シリーズ「月曜日のエッセイ」第9回です。今日のテーマはSNSで怒る人の心理とトラウマです。
怒っている人の姿に「気づいて欲しかった」という悲痛な叫びがあるかもしれないと感じたことをキッカケに書きました。
SNSでいつも誰かが怒ってるよね。
悲痛で叫ぶようなツイートが数万のいいねを集めてバズる。それに引き寄せられて、「私も昔~」「その通り!」「許せない!」と書いている。
不思議なくらいみんな怒ってる。
強い不満はたしかに社会を動かすことがある。けれども、そういう強い感情が押し流してしまう気持ちだってある。

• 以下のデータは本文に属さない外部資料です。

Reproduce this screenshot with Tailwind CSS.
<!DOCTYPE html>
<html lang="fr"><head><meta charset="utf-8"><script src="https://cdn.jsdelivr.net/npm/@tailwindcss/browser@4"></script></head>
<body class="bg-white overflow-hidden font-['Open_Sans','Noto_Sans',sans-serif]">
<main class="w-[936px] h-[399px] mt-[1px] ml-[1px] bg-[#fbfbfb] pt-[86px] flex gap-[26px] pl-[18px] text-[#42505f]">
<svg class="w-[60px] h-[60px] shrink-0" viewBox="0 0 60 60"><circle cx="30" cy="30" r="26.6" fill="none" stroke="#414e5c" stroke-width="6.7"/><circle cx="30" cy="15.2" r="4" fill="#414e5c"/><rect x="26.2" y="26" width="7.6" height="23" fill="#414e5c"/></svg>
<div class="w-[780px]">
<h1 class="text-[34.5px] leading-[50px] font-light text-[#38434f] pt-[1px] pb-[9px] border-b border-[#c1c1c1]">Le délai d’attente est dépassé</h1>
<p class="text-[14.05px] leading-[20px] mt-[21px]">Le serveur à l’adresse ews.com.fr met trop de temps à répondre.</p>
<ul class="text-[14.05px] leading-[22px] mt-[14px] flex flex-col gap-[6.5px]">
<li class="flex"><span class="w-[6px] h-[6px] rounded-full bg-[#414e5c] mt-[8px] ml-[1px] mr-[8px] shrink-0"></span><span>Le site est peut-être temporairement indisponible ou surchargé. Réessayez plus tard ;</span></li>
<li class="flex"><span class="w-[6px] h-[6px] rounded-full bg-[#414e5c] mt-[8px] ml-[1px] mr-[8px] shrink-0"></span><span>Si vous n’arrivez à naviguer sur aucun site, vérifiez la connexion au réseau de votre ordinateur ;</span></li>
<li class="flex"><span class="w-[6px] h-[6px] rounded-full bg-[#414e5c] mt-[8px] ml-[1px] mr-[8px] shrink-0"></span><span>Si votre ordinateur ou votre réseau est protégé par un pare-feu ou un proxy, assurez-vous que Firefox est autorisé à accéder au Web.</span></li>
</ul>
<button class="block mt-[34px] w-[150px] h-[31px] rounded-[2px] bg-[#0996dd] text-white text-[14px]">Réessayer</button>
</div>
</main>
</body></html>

たとえば「嫌な記憶を忘れかけていたのに、よくも思い出させてくれたなコノヤロー」という投稿者への不満。マイノリティの発信には「ごめん、気づかなかった」と無関心だったことのお詫びや、「苦しい状況をどう乗り越えるのか、お手並み拝見」という好奇心。
純粋に「負けるな頑張れ!」と励ます応援サポートもある。「わたしの時は我慢するしか無かったのにずるい!」という嫉妬だってある。

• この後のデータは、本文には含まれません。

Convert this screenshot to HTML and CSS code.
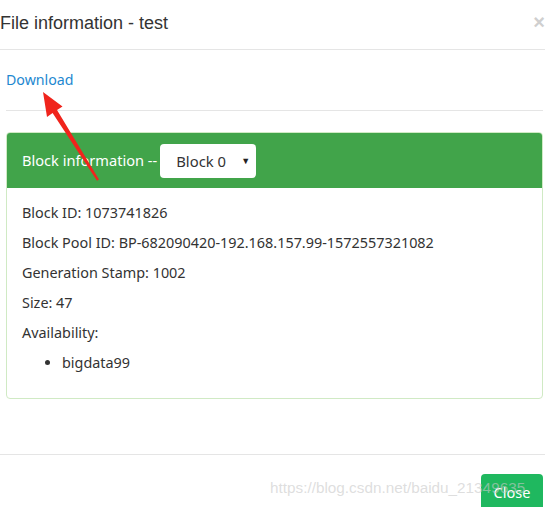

怒ると全部がいっしょくたになる。怒り「で」共感しようとすると、ちょっとずつズレていく気がする。怒りの原因が読んだ人のトラウマにあるのなら、お互いのためにもなおさら、自分と相手の感情の線引きが大事になる。
線引きをすれば、「悪い風習は自分たちの代で終わらせる」とか、「上の世代からされて嫌だったことを、次の世代にしないようにしよう」と行動できる。言葉の裏には加害者への怒りがある。でもずっと静かな怒りだ。それは周りへの笑顔として現すこともできる。社会を変えるのはこうした静かな怒りだと思う。
トラウマはきっと癒える。毎朝食パンを食べたり、植木鉢に水をやったり、掃除機をかけたり、自転車に乗ったりして日常を過ごすうちに、思い出すことに慣れていく。漢方薬や日にち薬もきっと効く。心が弱まった時期には人の助けを借りて、やり過ごして、しぶとく生きる手もある。

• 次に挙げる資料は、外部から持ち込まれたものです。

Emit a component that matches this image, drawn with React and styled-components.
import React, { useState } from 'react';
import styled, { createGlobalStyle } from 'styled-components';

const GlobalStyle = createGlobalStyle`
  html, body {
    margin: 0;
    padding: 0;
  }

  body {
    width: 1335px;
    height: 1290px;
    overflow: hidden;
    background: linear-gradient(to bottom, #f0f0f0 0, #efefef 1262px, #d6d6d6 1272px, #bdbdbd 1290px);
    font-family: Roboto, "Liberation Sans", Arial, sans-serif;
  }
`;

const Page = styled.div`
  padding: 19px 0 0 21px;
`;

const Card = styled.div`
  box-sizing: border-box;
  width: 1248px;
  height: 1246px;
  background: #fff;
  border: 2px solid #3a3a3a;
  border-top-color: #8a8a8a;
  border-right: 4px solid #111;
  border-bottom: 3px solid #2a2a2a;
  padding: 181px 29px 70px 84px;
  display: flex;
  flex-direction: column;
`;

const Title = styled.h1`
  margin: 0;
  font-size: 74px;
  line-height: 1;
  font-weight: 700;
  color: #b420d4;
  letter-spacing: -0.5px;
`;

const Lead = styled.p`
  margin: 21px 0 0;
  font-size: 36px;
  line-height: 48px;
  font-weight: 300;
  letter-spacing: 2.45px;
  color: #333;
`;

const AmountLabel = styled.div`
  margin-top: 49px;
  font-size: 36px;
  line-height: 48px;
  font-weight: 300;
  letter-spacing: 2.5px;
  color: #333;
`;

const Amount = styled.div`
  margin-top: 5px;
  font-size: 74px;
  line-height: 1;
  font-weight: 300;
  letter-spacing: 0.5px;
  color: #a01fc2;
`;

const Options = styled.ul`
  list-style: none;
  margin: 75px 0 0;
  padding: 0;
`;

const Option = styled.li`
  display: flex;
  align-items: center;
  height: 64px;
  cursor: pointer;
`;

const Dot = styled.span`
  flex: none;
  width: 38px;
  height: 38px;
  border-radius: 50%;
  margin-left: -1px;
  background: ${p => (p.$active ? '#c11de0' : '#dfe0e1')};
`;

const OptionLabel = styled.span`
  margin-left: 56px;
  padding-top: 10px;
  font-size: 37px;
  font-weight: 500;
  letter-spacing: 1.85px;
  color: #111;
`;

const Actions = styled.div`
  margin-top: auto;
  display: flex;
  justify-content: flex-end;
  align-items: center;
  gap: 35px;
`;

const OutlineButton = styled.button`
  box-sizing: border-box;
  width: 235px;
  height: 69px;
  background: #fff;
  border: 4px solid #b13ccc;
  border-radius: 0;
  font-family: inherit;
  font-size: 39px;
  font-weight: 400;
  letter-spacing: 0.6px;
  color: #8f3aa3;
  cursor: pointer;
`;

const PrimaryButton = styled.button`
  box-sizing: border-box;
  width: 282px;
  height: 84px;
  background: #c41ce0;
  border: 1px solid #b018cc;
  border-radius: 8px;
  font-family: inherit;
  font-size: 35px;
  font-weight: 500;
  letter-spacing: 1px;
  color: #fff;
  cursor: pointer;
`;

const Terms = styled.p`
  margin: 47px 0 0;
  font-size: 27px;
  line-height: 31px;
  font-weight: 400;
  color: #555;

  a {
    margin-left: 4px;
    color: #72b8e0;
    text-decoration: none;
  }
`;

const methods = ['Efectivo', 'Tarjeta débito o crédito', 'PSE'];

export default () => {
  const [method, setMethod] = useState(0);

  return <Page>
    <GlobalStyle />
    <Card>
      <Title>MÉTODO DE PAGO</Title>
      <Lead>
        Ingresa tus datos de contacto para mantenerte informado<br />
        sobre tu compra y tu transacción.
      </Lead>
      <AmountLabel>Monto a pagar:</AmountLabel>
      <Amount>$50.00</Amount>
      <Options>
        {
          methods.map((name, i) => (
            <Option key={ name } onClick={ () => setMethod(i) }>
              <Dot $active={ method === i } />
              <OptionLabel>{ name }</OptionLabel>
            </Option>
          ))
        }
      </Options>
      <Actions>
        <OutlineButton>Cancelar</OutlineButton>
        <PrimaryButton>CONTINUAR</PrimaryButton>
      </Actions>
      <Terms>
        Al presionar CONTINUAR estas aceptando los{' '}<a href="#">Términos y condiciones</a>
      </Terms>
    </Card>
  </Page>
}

もし周りに「気づいてあげられなくてごめんね」と言ってくれそうな人がいるなら、その人との縁は本当に長く大事にするべきだと思う。
どれだけ悲惨なニュースが流れてきても、自分と他人の感情は線引きをしてもいい。何かに怒りたくなったなら、自分を大事にしてくれる人たちと一緒にアイスクリームを食べる時間をつくるといいかもしれない。そのあとにエネルギーがあれば、「負けるな、がんばれ!」という意味で、いいねを1つ押せばいい。